The ONS has recorded average life expectancies since the mid 1800s, and women have always lead the gap, although it stretched to over six years’ difference in the 1970s. This isn’t a gap that’s just noticed in Britain. According to the World Health Organisation’s (WHO) 2015 data, women live longer in all countries except for Mali and Eswatini (Swaziland). Even more impressively, a report by Duke University of North Carolina showed that women lived longer during times of famine, measles outbreaks and on slave plantations.
Despite it being a well known and consistent difference, scientists aren’t totally certain why women outlive men. There are several suspected reasons:
For a while, it was believed that lifestyle factors such as smoking, drinking, unhealthy eating and high pressure jobs were the causes behind men living shorter lives than women. However, men and women’s lifestyles are now more similar than ever, but the gap hasn’t disappeared to reflect this.
A huge amount of the differences between men and women come from one place - testosterone. Men’s increased levels of testosterone can lead to more risk taking and dangerous behaviours. For example, men account for 74% of road traffic deaths in the UK, and 57% of pedestrian casualties. In 2017, men made up around two thirds of deaths due to illegal drug use, according to the ONS.
So, what happens when you remove testosterone from the equation? You look at a longer life.
Han-Nam Park, a Korean scientist, analysed records of court life from the 19th century. He found that eunuchs, who had their testicles removed before they were 15, lived around 20 years longer than the other men.
The same results were drawn from another small and unfortunate sample - American male institutionalised mental health patients from the 20th century. Some of the patients were forcibly castrated as part of their alleged treatment.
Those who were castrated before turning 15 were, like the eunuchs, found to live longer. But there was no change found among those castrated later in life. This age division suggests that testosterone’s life shortening effects will have already had their impact by 15, but there’s not much more evidence to support this theory.

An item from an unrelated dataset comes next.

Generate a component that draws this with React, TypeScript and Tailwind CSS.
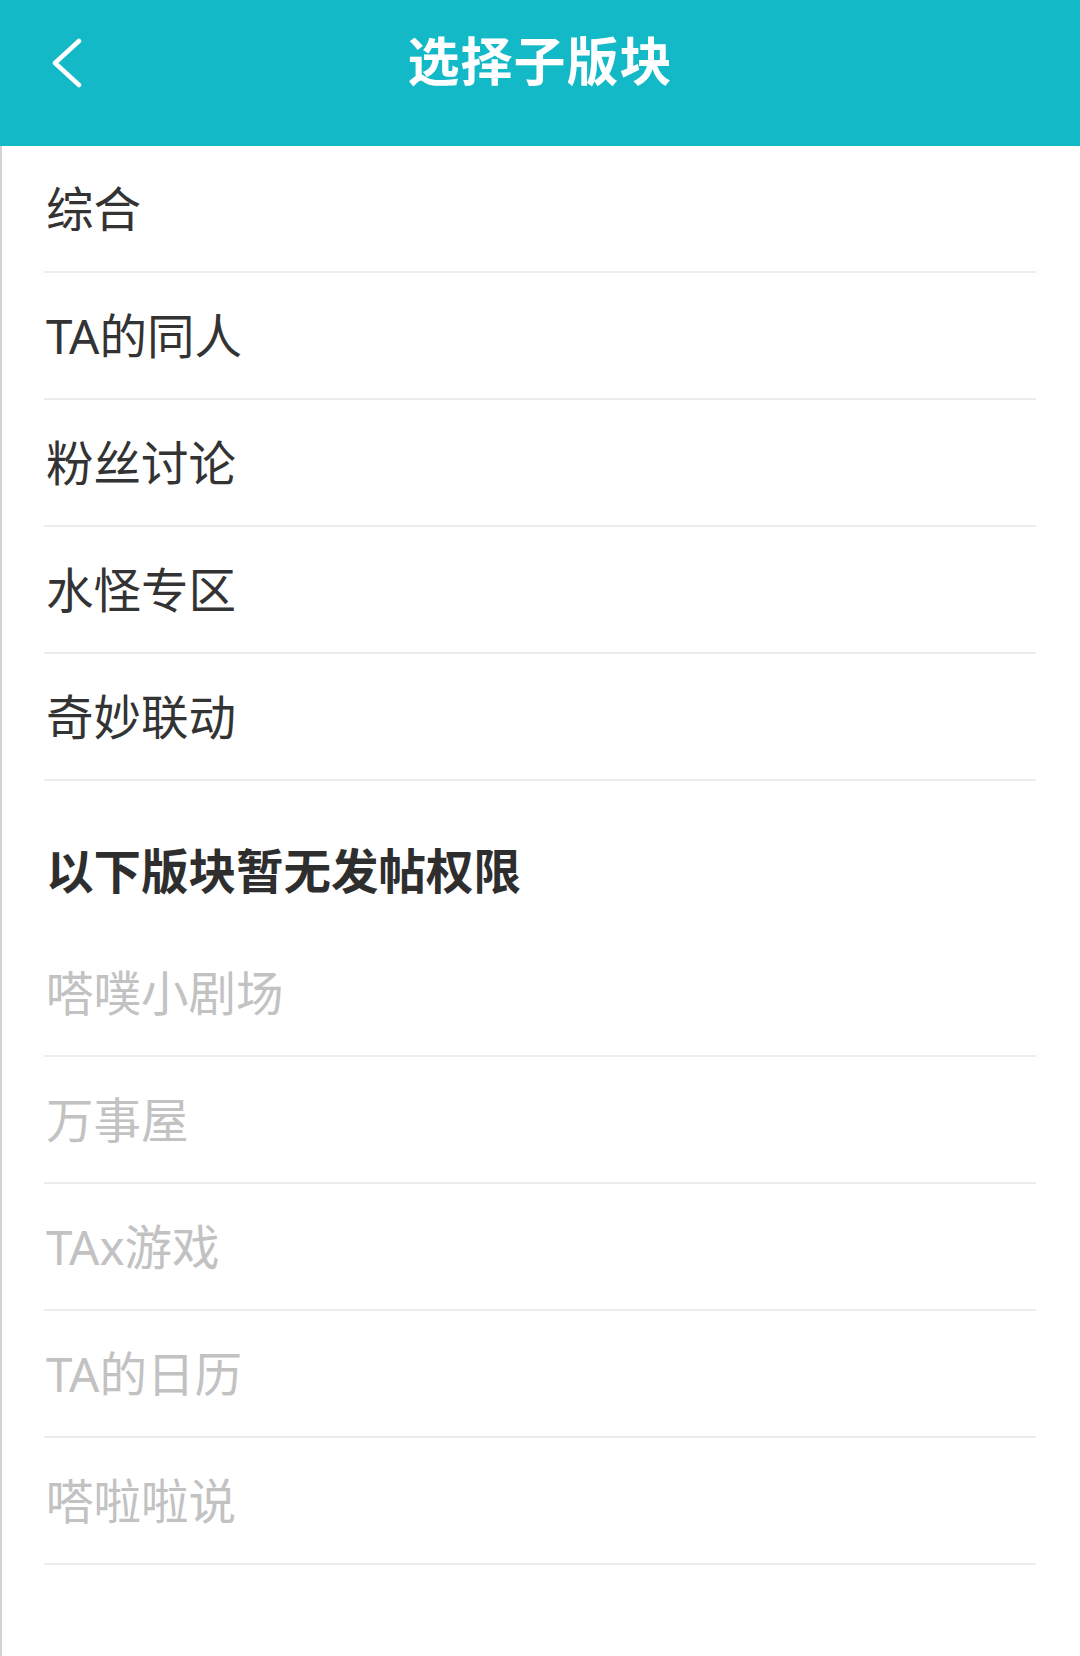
const allowed = ['综合', 'TA的同人', '粉丝讨论', '水怪专区', '奇妙联动']
const locked = ['嗒噗小剧场', '万事屋', 'TAx游戏', 'TA的日历', '嗒啦啦说']

function Row({ label, disabled }: { label: string; disabled?: boolean }) {
  return (
    <div className="ml-[42px] mr-[44px] h-[127px] flex items-center border-b-2 border-[#ececec]">
      <span className={`pl-[2px] text-[47.5px] leading-none ${disabled ? 'text-[#c2c2c2]' : 'text-[#333333]'}`}>
        {label}
      </span>
    </div>
  )
}

export default function App() {
  return (
    <div
      className="w-[1080px] h-[1656px] bg-white flex flex-col"
      style={{ fontFamily: '"Noto Sans", "Noto Sans CJK SC", sans-serif' }}
    >
      {/* Header */}
      <header className="h-[146px] bg-[#14b9c8] relative shrink-0 pt-[35px]">
        <button className="absolute left-[46px] top-[38px] w-[40px] h-[50px] flex items-center justify-center">
          <svg width="34" height="50" viewBox="0 0 34 50" fill="none">
            <path d="M30 3 L6 25 L30 47" stroke="white" strokeWidth="4.5" strokeLinecap="round" strokeLinejoin="round" />
          </svg>
        </button>
        <h1 className="w-full text-center text-white text-[52px] font-bold leading-none tracking-[1px]">选择子版块</h1>
      </header>

      <main className="flex-1 border-l-2 border-[#d4d4d4]">
        {allowed.map(name => (
          <Row key={name} label={name} />
        ))}

        <div className="ml-[42px] mr-[44px] h-[149px] pt-[66px]">
          <span className="pl-[2px] text-[47.5px] font-bold leading-none text-[#2e2e2e]">以下版块暂无发帖权限</span>
        </div>

        {locked.map(name => (
          <Row key={name} label={name} disabled />
        ))}
      </main>
    </div>
  )
}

This division suggests that testosterone’s life shortening effects will have already had their impact by the time men turn 15.
Women have two X chromosomes, whereas men have X and Y chromosomes. In short, this means that women have a double of every gene. When one gene gets damaged or diseased, women have a back up, but men don’t.
Men are half as likely to go to the doctor than women, men make up three quarters of suicides in the UK and are less likely to seek help for a mental health problem. Society has conditioned men to not speak up about mental or physical health concerns - and it’s one of the reason men are likely to die younger.
Slowly but surely, the gap seems to be closing. Although hormonal and DNA factors can’t be changed, societal and healthcare factors are doing. Progress is being made to tackle and prevent against heart disease, road traffic accidents are falling, and people are consuming less alcohol and tobacco. So, when are we likely to see the gap close? It might not be too long - maybe as close as 2032.